◆ **Aim**: Report how many lines in the listing below include the word "document". Write nothing besides the number.

━━ Records supplied ━━

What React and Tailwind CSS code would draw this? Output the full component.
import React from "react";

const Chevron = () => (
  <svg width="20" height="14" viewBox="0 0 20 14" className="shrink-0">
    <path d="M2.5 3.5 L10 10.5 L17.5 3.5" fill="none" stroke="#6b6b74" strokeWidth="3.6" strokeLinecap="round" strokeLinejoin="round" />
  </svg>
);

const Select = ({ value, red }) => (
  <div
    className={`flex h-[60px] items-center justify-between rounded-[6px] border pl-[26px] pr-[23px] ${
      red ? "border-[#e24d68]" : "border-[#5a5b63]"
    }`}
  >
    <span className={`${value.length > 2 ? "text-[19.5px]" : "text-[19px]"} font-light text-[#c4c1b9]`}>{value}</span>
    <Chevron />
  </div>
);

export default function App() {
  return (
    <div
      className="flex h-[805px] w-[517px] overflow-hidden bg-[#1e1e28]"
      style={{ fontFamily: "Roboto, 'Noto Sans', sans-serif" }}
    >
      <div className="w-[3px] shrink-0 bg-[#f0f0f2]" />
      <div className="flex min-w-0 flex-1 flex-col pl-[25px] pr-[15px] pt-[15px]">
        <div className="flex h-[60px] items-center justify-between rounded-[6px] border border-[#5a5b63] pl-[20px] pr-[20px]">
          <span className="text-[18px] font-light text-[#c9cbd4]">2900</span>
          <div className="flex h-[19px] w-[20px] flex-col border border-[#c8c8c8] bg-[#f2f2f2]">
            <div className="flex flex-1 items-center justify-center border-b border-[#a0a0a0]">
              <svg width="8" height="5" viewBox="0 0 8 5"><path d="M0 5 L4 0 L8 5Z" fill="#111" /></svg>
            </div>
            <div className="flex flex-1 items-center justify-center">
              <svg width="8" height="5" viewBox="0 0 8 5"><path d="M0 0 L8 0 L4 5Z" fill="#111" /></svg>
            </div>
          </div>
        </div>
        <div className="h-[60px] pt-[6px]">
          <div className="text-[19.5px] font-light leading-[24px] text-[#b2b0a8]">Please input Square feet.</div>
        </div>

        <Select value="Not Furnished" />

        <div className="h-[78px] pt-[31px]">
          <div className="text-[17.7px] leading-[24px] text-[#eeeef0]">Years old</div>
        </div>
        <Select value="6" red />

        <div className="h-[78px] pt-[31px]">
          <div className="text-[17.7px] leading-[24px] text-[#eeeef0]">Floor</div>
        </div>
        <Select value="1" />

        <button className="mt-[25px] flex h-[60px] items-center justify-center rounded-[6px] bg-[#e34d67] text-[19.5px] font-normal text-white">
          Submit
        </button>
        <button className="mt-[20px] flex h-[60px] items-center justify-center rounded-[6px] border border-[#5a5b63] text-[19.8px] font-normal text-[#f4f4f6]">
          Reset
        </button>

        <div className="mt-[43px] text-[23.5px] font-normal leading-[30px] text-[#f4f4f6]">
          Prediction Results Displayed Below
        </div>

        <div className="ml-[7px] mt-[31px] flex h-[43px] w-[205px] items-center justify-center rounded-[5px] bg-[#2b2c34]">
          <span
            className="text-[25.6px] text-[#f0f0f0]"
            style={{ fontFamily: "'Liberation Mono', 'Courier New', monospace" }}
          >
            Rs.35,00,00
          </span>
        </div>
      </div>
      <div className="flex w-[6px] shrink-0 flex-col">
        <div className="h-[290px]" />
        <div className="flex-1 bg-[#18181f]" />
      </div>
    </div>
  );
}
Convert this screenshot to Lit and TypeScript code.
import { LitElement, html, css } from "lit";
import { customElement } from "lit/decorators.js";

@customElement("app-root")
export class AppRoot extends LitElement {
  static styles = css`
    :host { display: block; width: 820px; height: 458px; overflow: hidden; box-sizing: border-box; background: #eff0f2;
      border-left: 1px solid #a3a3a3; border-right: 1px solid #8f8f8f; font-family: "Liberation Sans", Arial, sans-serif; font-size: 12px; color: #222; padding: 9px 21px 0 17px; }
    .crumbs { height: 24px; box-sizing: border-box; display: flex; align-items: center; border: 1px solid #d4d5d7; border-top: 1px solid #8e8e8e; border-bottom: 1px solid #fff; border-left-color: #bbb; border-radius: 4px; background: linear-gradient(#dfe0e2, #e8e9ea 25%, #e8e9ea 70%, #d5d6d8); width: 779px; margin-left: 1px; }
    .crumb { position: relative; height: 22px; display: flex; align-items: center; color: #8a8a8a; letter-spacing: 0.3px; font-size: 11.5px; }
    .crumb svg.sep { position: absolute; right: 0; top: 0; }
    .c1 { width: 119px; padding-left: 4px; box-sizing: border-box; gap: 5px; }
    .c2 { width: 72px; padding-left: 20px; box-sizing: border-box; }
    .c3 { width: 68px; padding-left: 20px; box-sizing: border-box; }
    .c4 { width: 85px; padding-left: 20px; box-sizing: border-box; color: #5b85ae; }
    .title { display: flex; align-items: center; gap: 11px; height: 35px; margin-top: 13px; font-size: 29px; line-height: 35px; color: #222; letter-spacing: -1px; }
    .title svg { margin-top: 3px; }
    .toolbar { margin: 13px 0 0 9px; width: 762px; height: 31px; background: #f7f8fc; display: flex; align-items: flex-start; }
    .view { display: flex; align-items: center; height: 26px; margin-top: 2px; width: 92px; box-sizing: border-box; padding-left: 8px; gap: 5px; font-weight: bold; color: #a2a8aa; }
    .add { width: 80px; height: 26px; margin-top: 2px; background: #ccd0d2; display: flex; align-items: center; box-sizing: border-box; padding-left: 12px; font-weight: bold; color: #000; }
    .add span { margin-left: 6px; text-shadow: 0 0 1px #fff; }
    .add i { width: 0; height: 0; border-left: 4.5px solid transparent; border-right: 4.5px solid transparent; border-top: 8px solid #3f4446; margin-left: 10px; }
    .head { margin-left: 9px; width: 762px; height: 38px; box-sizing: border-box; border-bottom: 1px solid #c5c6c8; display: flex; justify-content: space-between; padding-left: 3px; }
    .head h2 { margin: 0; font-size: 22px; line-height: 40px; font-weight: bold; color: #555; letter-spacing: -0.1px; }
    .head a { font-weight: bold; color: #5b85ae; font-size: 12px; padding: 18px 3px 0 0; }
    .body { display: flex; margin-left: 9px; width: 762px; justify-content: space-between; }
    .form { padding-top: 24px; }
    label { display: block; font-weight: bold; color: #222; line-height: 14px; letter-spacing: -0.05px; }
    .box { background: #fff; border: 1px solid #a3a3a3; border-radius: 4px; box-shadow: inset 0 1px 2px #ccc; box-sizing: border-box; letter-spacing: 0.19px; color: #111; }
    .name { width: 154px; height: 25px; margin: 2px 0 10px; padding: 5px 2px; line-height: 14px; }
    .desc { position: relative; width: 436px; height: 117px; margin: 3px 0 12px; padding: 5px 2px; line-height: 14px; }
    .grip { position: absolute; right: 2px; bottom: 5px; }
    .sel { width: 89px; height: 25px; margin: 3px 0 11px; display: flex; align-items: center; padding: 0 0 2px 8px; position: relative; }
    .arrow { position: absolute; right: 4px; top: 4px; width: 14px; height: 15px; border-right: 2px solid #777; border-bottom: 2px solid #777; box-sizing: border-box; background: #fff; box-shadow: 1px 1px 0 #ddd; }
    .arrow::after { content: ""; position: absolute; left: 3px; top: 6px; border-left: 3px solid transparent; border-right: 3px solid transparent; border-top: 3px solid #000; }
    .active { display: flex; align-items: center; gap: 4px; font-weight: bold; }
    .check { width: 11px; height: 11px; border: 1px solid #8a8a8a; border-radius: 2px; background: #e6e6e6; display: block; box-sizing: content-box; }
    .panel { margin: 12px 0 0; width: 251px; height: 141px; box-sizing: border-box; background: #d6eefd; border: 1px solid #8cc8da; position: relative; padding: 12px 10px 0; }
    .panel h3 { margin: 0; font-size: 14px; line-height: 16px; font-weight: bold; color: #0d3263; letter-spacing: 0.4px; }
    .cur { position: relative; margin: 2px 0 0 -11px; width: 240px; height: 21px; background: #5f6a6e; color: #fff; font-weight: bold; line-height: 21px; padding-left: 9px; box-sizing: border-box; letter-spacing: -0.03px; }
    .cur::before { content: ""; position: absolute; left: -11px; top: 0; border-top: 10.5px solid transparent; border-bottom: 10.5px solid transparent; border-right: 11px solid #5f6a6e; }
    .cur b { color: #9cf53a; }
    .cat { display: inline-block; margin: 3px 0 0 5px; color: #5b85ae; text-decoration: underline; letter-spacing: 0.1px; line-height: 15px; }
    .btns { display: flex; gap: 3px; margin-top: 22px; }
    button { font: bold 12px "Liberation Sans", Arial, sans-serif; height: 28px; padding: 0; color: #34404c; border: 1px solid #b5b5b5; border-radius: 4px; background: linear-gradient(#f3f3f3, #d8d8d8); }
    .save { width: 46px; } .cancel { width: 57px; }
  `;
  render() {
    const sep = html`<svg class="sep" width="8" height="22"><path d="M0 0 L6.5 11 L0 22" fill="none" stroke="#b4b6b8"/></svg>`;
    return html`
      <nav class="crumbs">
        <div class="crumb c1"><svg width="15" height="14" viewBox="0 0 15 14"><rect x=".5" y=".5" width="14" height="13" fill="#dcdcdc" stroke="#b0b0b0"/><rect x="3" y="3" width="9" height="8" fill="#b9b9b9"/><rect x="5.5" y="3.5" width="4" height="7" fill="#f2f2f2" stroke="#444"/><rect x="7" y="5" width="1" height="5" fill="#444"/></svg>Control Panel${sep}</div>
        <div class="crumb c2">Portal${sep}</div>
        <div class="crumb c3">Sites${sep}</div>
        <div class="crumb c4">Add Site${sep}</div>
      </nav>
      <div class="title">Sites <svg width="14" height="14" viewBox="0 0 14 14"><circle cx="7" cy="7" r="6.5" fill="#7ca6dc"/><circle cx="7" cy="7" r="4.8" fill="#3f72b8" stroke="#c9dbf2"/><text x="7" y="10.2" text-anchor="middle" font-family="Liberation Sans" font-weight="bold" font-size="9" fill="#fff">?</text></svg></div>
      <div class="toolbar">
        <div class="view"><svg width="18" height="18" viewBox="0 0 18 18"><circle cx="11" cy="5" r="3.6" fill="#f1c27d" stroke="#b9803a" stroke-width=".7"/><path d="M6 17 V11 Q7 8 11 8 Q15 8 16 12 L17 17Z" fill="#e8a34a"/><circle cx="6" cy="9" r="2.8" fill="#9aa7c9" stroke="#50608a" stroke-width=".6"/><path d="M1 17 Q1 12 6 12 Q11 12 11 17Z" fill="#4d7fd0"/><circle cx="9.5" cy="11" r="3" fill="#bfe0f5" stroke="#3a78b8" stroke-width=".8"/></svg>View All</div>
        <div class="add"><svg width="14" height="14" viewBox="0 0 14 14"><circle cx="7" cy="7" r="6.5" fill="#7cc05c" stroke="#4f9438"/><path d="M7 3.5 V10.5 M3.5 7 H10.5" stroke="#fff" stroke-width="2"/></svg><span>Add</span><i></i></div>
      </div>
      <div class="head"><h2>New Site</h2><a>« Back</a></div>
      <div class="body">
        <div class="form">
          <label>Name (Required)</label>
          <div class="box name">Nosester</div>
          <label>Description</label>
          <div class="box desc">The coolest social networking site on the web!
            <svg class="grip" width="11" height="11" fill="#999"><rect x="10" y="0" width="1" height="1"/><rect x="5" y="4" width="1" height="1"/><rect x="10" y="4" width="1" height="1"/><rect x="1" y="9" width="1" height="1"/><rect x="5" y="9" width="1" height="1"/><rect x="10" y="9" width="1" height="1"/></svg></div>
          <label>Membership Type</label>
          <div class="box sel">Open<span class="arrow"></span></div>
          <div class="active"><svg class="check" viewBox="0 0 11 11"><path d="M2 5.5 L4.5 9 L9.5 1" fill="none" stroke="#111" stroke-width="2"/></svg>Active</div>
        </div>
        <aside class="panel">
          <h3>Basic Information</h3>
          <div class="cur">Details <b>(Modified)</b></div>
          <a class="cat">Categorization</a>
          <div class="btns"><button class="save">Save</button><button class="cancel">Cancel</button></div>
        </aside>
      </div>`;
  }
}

━━━
━━ Records supplied ━━

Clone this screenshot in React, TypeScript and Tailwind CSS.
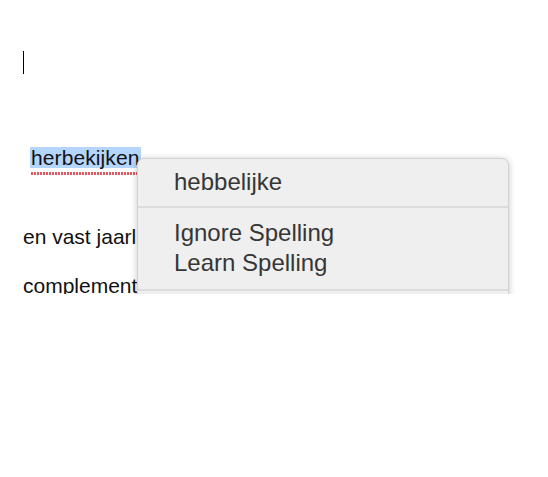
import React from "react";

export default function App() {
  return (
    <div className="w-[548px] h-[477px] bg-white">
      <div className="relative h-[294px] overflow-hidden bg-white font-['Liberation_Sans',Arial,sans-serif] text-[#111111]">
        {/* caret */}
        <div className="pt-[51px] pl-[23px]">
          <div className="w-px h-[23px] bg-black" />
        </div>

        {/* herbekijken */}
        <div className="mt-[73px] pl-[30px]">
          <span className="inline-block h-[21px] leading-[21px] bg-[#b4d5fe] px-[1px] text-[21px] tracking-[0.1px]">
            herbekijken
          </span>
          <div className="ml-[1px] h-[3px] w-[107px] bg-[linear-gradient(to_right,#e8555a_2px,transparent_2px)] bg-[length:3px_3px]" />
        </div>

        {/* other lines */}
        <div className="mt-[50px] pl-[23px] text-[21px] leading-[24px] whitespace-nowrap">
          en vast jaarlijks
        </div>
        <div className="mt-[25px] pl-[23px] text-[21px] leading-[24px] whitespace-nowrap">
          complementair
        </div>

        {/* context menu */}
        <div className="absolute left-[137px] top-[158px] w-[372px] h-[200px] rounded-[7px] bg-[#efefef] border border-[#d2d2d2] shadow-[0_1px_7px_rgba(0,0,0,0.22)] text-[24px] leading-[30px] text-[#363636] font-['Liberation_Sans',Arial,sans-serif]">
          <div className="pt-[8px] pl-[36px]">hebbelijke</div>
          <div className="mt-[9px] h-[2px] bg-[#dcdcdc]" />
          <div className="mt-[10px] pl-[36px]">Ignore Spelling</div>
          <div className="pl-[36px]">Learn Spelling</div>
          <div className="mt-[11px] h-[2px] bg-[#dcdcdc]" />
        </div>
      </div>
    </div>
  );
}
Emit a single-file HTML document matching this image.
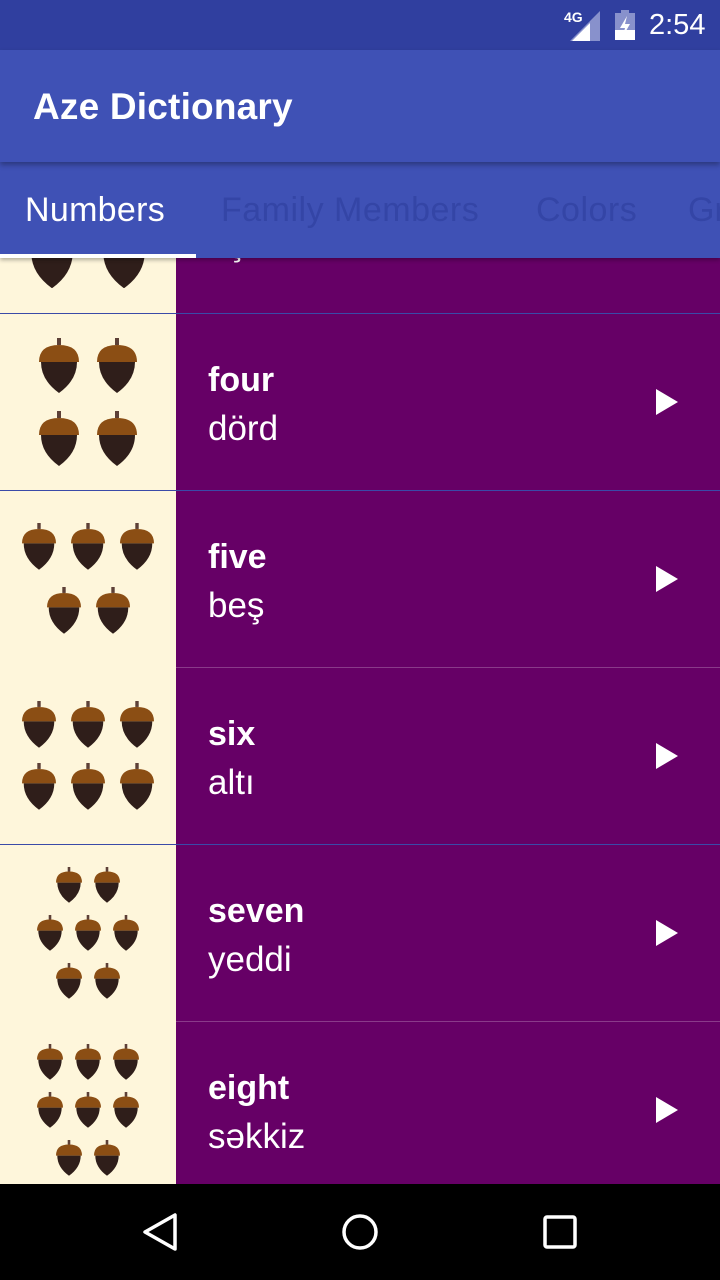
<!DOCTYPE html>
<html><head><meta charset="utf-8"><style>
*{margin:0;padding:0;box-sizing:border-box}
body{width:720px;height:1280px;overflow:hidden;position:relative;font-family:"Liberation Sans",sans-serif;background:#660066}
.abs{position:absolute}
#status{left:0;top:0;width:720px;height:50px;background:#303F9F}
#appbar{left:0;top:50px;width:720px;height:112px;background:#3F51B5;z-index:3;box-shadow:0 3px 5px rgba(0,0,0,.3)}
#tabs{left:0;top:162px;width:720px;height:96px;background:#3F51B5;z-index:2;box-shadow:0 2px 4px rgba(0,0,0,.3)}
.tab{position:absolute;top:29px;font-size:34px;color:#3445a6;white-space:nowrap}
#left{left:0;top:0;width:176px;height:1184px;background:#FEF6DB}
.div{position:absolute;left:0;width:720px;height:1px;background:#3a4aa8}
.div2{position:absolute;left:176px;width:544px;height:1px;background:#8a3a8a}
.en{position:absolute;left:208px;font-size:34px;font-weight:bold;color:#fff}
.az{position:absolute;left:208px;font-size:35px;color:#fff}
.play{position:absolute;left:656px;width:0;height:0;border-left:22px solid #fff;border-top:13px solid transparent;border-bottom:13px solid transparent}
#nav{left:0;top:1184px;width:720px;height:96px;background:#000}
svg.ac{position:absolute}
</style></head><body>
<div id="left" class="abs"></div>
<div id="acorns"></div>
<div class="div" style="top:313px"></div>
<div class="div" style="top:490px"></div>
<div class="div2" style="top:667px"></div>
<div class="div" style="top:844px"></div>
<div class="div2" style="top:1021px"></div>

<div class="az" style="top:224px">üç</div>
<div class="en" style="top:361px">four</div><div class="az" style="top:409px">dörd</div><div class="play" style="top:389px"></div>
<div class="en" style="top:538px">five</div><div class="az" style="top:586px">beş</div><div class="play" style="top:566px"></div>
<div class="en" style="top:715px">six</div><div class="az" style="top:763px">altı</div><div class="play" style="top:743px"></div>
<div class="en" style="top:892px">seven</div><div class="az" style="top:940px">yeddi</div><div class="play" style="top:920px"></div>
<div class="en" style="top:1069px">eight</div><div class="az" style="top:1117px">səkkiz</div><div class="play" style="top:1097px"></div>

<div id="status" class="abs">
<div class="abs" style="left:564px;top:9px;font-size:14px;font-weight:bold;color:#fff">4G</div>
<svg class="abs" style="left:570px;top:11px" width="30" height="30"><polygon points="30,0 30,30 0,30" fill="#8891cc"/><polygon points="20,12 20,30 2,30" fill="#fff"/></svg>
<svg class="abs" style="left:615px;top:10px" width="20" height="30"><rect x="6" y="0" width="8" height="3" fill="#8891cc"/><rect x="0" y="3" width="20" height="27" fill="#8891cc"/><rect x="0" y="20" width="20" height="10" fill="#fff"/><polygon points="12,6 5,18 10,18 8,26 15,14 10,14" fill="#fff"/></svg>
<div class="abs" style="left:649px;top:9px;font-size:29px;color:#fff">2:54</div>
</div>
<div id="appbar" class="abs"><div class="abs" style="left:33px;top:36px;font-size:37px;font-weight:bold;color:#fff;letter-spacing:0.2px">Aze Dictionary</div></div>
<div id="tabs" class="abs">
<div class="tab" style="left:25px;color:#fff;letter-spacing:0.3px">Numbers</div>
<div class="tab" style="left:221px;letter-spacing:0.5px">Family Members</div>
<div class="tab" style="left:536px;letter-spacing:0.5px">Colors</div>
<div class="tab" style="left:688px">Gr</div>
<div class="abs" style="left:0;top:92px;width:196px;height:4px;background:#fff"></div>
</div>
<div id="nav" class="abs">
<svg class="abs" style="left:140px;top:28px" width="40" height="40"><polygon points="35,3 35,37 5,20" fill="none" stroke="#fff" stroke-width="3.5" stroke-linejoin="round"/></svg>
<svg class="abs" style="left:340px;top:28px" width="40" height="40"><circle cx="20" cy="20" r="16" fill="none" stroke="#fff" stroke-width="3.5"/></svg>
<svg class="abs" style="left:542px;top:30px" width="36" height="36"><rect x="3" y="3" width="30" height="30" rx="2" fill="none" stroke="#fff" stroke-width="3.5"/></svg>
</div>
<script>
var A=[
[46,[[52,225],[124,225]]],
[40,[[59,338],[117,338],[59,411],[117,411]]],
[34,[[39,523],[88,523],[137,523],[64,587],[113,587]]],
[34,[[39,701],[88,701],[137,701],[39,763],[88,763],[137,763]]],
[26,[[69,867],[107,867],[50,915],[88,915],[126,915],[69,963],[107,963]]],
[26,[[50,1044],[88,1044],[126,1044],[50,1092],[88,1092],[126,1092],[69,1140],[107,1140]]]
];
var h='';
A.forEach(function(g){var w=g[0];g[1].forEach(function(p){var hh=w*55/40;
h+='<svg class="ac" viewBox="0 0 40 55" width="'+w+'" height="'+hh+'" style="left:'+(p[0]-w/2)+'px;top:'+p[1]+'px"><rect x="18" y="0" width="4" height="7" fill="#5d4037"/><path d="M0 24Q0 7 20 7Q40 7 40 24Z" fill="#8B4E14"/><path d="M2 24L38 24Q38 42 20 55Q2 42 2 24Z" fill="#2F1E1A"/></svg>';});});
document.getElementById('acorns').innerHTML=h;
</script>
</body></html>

━━━

◆ **Reply to the exercise**: 2